After further chasing, last week, we received an order from the court.  It arrived a week after it left the district judge’s desk and too late for us to serve it, and the petition, ahead of the second hearing date. Even if we’d had time to serve it, we could not have done for these reasons. 

First, it recites that the district judge read a letter that does not exist.  Secondly, it has two “it is ordered that” sections, the first containing only two recitals.

Finally and most conspicuously, the (in)operative part of the order tells us that “the insertion of a sealed copy of the above mentioned petition together with a sealed copy of this order through the letterbox of [debtor’s address]....” – and it stops there.  So it is ineffective.

Oh, and the debtor's name is incorrect. Again.

The same court fairly recently sent us an order in another case which recited nothing but the fact that it had been in front of a district judge who then allegedly ordered that:-

"(1) The claimant should send a copy to the defendant’s (sic); and

(2) As both defendant’s (sic) reside within jurisdiction of xxxxxx County Court, so the matter be transferred there.”


When we enquired as to what it was that the claimant should send a copy of to the defendants then after another typical delay, we were told that it is a copy of the last letter that we sent to the court – which presumably was writing to defendants anyway to send a copy of this cryptic order.

When the Salford operation and the local courts start to interact (in the most ironic sense) we get what have become almost routine letters from the local courts, asking for a copy of the defence “as this was not on the court file when transferred”Bear in mind that the only reason the file was transferred from Salford is that a defence was filed. 

The pain doesn’t end when you have judgment. In one recent case the CCMCC sent us the form from Registry Trust (which keeps the register of county court judgments) asking whether the defendant was “two individual’s (sic) or a one firm name” to which the smart answer was to look at the claim form we filed at the outset with “(A firm)” after the defendant’s name.

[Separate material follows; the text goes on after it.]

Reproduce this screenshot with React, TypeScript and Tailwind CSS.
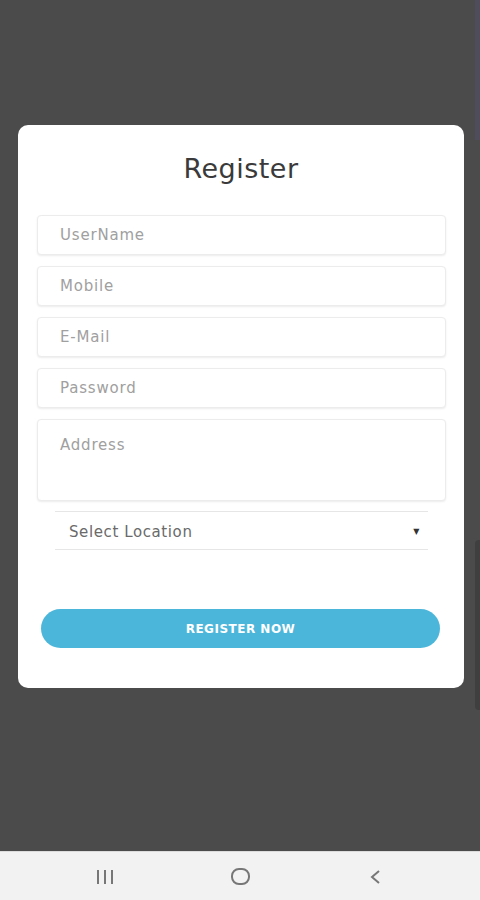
import React from "react";

const font = { fontFamily: '"DejaVu Sans", "Noto Sans", sans-serif' };

function Field({ label, tall }: { label: string; tall?: boolean }) {
  return (
    <div
      className={`w-full rounded-[4px] border border-[#ececec] bg-white shadow-[0_1px_2px_rgba(0,0,0,0.08)] pl-[22px] text-[15px] tracking-[0.8px] text-[#a0a0a0] ${
        tall ? "h-[82px] pt-[14px]" : "h-[40px] flex items-center"
      }`}
    >
      {label}
    </div>
  );
}

export default function App() {
  return (
    <div className="w-[480px] h-[900px] bg-[#4b4b4b] flex flex-col relative overflow-hidden" style={font}>
      <div className="absolute right-0 top-0 w-[5px] h-[140px] bg-[#4f4d5c]" />
      <div className="absolute right-0 top-[540px] w-[5px] h-[170px] rounded-l bg-[#3f3f3f]" />
      <div className="flex-1 pt-[125px] pl-[18px]">
        <div className="w-[446px] h-[563px] bg-white rounded-[10px] px-[19px] flex flex-col">
          <div className="text-center text-[27px] text-[#3a3a3a] pt-[24px] h-[90px] tracking-[0.5px]">Register</div>
          <div className="flex flex-col gap-[11px] pr-0 w-[409px]">
            <Field label="UserName" />
            <Field label="Mobile" />
            <Field label="E-Mail" />
            <Field label="Password" />
            <Field label="Address" tall />
          </div>
          <div className="ml-[18px] mt-[10px] w-[373px] h-[39px] border-y border-[#e6e6e6] flex items-center justify-between pl-[14px] pr-[8px] pt-[3px] text-[15px] tracking-[0.6px] text-[#6a6a6a]">
            <span>Select Location</span>
            <span className="text-[8px] text-[#333]">▼</span>
          </div>
          <div className="mt-[59px] ml-[4px] w-[399px] h-[39px] rounded-full bg-[#4cb6da] flex items-center justify-center text-white text-[12px] font-bold tracking-[0.5px]">
            REGISTER NOW
          </div>
        </div>
      </div>
      <div className="h-[49px] bg-[#f2f2f2] border-t border-[#dcdcdc] flex items-center text-[#777]">
        <div className="absolute left-[97px] bottom-[16px] flex gap-[5px]">
          <div className="w-[2px] h-[14px] bg-[#777]" />
          <div className="w-[2px] h-[14px] bg-[#777]" />
          <div className="w-[2px] h-[14px] bg-[#777]" />
        </div>
        <div className="absolute left-[231px] bottom-[15px] w-[19px] h-[17px] rounded-[8px] border-2 border-[#777]" />
        <svg className="absolute left-[369px] bottom-[15px]" width="12" height="16" viewBox="0 0 12 16">
          <path d="M10 2 L3 8 L10 14" fill="none" stroke="#777" strokeWidth="2" />
        </svg>
      </div>
    </div>
  );
}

Just a few short highlights of everyday life dealing with the Court Service – the delay, the additional expense, the frustration – ours that we feel and our clients’ that we field.

Meanwhile...

For those who haven’t heard, there was this bloke called Mitchell who used to be the government chief whip.  He lost his job because of a lying policeman – presumably no longer laughing since he went to prison.  Mitchell issued libel proceedings against the publishers of The Sun. See Cracking the whip for more

The rest is recent history where ultimately the Court of Appeal said that it was right to impose a penalty on Mr Mitchell and his lawyers which would effectively deprive him or them of perhaps more than £500,000 in costs if successful in the defamation proceedings.

All that because a very complex, detailed document was filed late – six days late.

The Master of the Rolls, Lord Dyson, explained to a packed Court of Appeal that “there now has to be a shift away from exclusively focusing on doing justice in the individual case”.

That judgment has encouraged a subsequent spate of seemingly ridiculous applications.  In Lakatamia Shipping Co v Nobo Su there was a delay by one party of just 46 minutes in complying with an order for disclosure of documents.  The other side took the point and argued that the defence should be struck out.

In Meehan v Manley & Churchill Insurance Company the parties had agreed in the summer of 2013 an extension of time for service of witness statements.  There was seemingly no prejudice to anybody.

After the Mitchell judgment, the defendant took the line that the claimant could not rely on those witness statements because they had not been served in compliance with the court’s previous timetable and the agreement between the parties was ineffective to vary that.

Happily, in both of the cases referred to, a sensible outcome was achieved.  Forty six minutes was deemed – quite rightly – to be “trivial” and the stance taken with regard to the historic breach of the timetable for witness statements was condemned as “opportunistic”. It was said that if relief were not granted, “procedure would, in fact, become the mistress rather than the handmaiden of justice”

Further encouragement comes this week with the announcement from the Royal Courts of a new Practice Direction that allows parties to agree extensions of time of 28 days without application to the court, as long as hearing dates are not compromised.  That is expected to become a procedural rule but in the meantime we can only hope that it “appears on the system” of various county courts.

There seems a mixture of excitement and trepidation - that many are creeping around with the feeling that this is nothing short of (welcome) mutiny on the part of one or two brave judges who can see what a ridiculous state of affairs we have reached.

The punishing Mitchell edition of The Hunger Games is bad enough on its own but stack this alongside the increasingly inept, illiterate and inefficient service that has become standard within our court service and it becomes all the more bizarre.

There is a risk, to pinch out of similar context the phrase of a high court judge in another case early this year, that we are going to “bring the rules of procedure and the law generally into disrepute”.

It is already there and it needs pulling back – fast.